Well, my answer could be interpreted indeedas unfair to the public support for research. Probably, it was carried away by a question of the type: what would you wish for your birthday in case you could wish anything. Having just read the news that Cesc Fabregas, a Spanish soccer player, will be hired by Barcelona team for 45 million euros for 5 years, my hunch was that 45 and 46 millions are not actually very different numbers to spend on single player.

But trying to comment more seriously, whether or not a million euros is much or little depends on the perspective. If I had to pay myself one million euros for research it would be a very high figure indeed. On the other hand, we should be aware that all research spending including public and private in a developed country like Germany is about 2% of GDP, in Spain it is even less 0.7%. I am of the opinion that in view of the problems that developed societies are facing and will more acutely face in the future demography, environment, etc, this share is not much.
More particularly to my comments on the one-million-question, I recall a conversation I had about 10 years with a physicist working for Siemens. For his calculation of research budgets he mentioned that, roughly speaking, one single engineer at a large German company will 'consume' about one million D-marks per year, including gross salary and running costs for equipment. Setting up a research project over several years involving a few engineers can easily amount to several million euros nowadays. A research project over 3-5 years funded by the EU can amount between 3 and 20 million euros.

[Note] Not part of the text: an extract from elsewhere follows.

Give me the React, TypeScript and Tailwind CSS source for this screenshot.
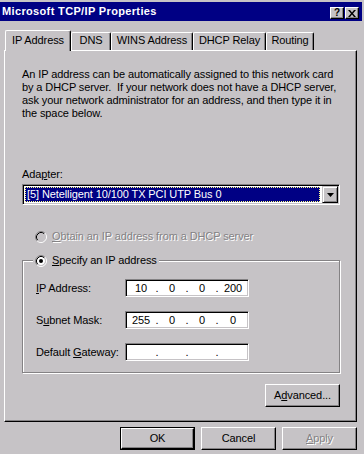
import React, { Fragment } from 'react';

function Radio({ checked, disabled }: { checked?: boolean; disabled?: boolean }) {
  return (
    <svg width="12" height="12" viewBox="0 0 12 12" className="shrink-0">
      <circle cx="6" cy="6" r="4" fill={disabled ? '#c6c3c6' : '#ffffff'} />
      <path d="M2.11 9.89A5.5 5.5 0 0 1 9.89 2.11" stroke="#848284" fill="none" />
      <path d="M9.89 2.11A5.5 5.5 0 0 1 2.11 9.89" stroke="#ffffff" fill="none" />
      <path d="M2.82 9.18A4.5 4.5 0 0 1 9.18 2.82" stroke="#000000" fill="none" />
      <path d="M9.18 2.82A4.5 4.5 0 0 1 2.82 9.18" stroke="#c6c3c6" fill="none" />
      {checked && <circle cx="6" cy="6" r="2" fill="#000000" />}
    </svg>
  );
}

function Btn({ children, isDefault }: { children: React.ReactNode; isDefault?: boolean }) {
  const inner = (
    <div className="w-full h-full flex items-center justify-center border border-t-white border-l-white border-r-black border-b-black shadow-[inset_-1px_-1px_0_#848284]">
      {children}
    </div>
  );
  return (
    <div className={isDefault ? 'w-[75px] h-[23px] border border-black' : 'w-[75px] h-[23px]'}>{inner}</div>
  );
}

function IpField({ parts }: { parts: string[] }) {
  const widths = ['w-[28px]', 'w-[26px]', 'w-[26px]', 'w-[28px]'];
  return (
    <div className="w-[124px] h-[18px] bg-white border border-t-[#848284] border-l-[#848284] border-r-white border-b-white shadow-[inset_1px_1px_0_#000,inset_-1px_-1px_0_#c6c3c6] flex items-center pl-[1px]">
      {parts.map((p, i) => (
        <Fragment key={i}>
          {i > 0 && <span className="w-[4px] text-center">.</span>}
          <span className={`${widths[i]} text-center`}>{p}</span>
        </Fragment>
      ))}
    </div>
  );
}

function Tab({ label, w, selected }: { label: string; w: string; selected?: boolean }) {
  return (
    <div
      className={`${w} ${
        selected ? 'h-[21px] -mb-px relative z-10 pt-[3px]' : 'h-[18px] pt-[1px]'
      } bg-[#c6c3c6] border-l border-t border-r border-l-white border-t-white border-r-black rounded-tl-[2px] rounded-tr-[2px] shadow-[inset_-1px_0_0_#848284] flex justify-center`}
    >
      <span className="leading-[13px]">{label}</span>
    </div>
  );
}

export default function App() {
  const disabledText = 'text-[#848284] [text-shadow:1px_1px_0_#ffffff]';
  return (
    <div className="w-[364px] h-[454px] bg-[#c6c3c6] overflow-hidden text-black text-[11px] leading-[13px] tracking-[-0.1px] font-['Liberation_Sans',Arial,sans-serif]">
      {/* Title bar */}
      <div className="mt-[2px] w-[362px] h-[19px] bg-[#000084] flex justify-between">
        <div className="pl-[2px] pt-[3px] font-bold text-white leading-[13px] tracking-[0.35px] whitespace-nowrap">
          Microsoft TCP/IP Properties
        </div>
        <div className="flex gap-[1px] pt-[5px] pr-[3px]">
          <div className="w-[14px] h-[12px] border border-t-white border-l-white border-r-black border-b-black shadow-[inset_-1px_-1px_0_#848284] bg-[#c6c3c6] flex items-center justify-center font-bold text-[10px] leading-[10px]">
            ?
          </div>
          <div className="w-[14px] h-[12px] border border-t-white border-l-white border-r-black border-b-black shadow-[inset_-1px_-1px_0_#848284] bg-[#c6c3c6] flex items-center justify-center">
            <svg width="8" height="7" viewBox="0 0 8 7">
              <path d="M0 0h2l2 2.5L6 0h2L5 3.5 8 7H6L4 4.5 2 7H0l3-3.5z" fill="#000" />
            </svg>
          </div>
        </div>
      </div>

      {/* Tabs */}
      <div className="mt-[9px] pl-[5px] h-[20px] flex items-end">
        <Tab label="IP Address" w="w-[66px]" selected />
        <Tab label="DNS" w="w-[40px]" />
        <Tab label="WINS Address" w="w-[82px]" />
        <Tab label="DHCP Relay" w="w-[73px]" />
        <Tab label="Routing" w="w-[48px]" />
      </div>

      {/* Panel */}
      <div className="ml-[4px] w-[353px] h-[372px] border border-l-white border-t-white border-r-black border-b-black shadow-[inset_-1px_-1px_0_#848284] pl-[17px] pr-[16px] pt-[17px] flex flex-col">
        <p className="whitespace-pre">
          {'An IP address can be automatically assigned to this network card\nby a DHCP server.  If your network does not have a DHCP server,\nask your network administrator for an address, and then type it in\nthe space below.'}
        </p>

        <div className="mt-[48px]">
          Ada<u>p</u>ter:
        </div>

        <div className="mt-[3px] w-[318px] h-[21px] border border-t-[#848284] border-l-[#848284] border-r-white border-b-white shadow-[inset_1px_1px_0_#000,inset_-1px_-1px_0_#c6c3c6] bg-white p-[1px] flex">
          <div className="flex-1 p-[1px] pr-[2px]">
            <div className="h-full bg-[#000084] border border-dotted border-[#ffff84] text-white pl-[1px] flex items-center whitespace-nowrap">
              [5] Netelligent 10/100 TX PCI UTP Bus 0
            </div>
          </div>
          <div className="w-[16px] h-[17px] bg-[#c6c3c6] border border-t-[#c6c3c6] border-l-[#c6c3c6] border-r-black border-b-black shadow-[inset_1px_1px_0_#fff,inset_-1px_-1px_0_#848284] flex items-center justify-center">
            <svg width="7" height="4" viewBox="0 0 7 4">
              <path d="M0 0h7L3.5 4z" fill="#000" />
            </svg>
          </div>
        </div>

        <div className="mt-[25px] ml-[13px] flex items-center gap-[5px]">
          <Radio disabled />
          <span className={disabledText}>
            <u>O</u>btain an IP address from a DHCP server
          </span>
        </div>

        <fieldset className="mt-[11px] w-[318px] border border-[#848284] shadow-[1px_1px_0_#fff,inset_1px_1px_0_#fff]">
          <legend className="ml-[10px] px-[2px] bg-[#c6c3c6] flex items-center gap-[5px] h-[13px]">
            <Radio checked />
            <span>
              <u>S</u>pecify an IP address
            </span>
          </legend>
          <div className="pt-[12px] pb-[11px] pl-[13px] flex flex-col gap-[14px]">
            <div className="flex items-center">
              <div className="w-[89px]">
                <u>I</u>P Address:
              </div>
              <IpField parts={['10', '0', '0', '200']} />
            </div>
            <div className="flex items-center">
              <div className="w-[89px]">
                S<u>u</u>bnet Mask:
              </div>
              <IpField parts={['255', '0', '0', '0']} />
            </div>
            <div className="flex items-center">
              <div className="w-[89px] whitespace-nowrap">
                Default <u>G</u>ateway:
              </div>
              <IpField parts={['', '', '', '']} />
            </div>
          </div>
        </fieldset>

        <div className="mt-[11px] flex justify-end">
          <Btn>
            A<u>d</u>vanced...
          </Btn>
        </div>
      </div>

      {/* Bottom buttons */}
      <div className="mt-[5px] pr-[7px] flex justify-end gap-[6px]">
        <Btn isDefault>OK</Btn>
        <Btn>Cancel</Btn>
        <Btn>
          <span className={disabledText}>
            <u>A</u>pply
          </span>
        </Btn>
      </div>
    </div>
  );
}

Now, why did I answer that one million euros is nowadays not much ? Well, to be honest if someone gives me one million euros for research I would be very very thankful (anyone, please?). But, roughly speaking, a postdoc in a research centre in Germany is budgeted with over 100 000 euros per year, including gross salary, fringe benefits and general costs. This figure is quite similar across many developed countries in the EU. If in my putative research project 'paleoclouds' I would manage to hire 3 post-docs over just 2 years, the budget would be already over 600 000 euros , without even purchasing any equipment or running any experiments or field campaigns.

Now it can be argued that this particular project is not worth it, and actually my comment is rather a more or less spontaneous answer to a more personal interview. But I stand with the background message of my answer: developed societies must spend more, may be also better, on research. And definitively, less on soccer.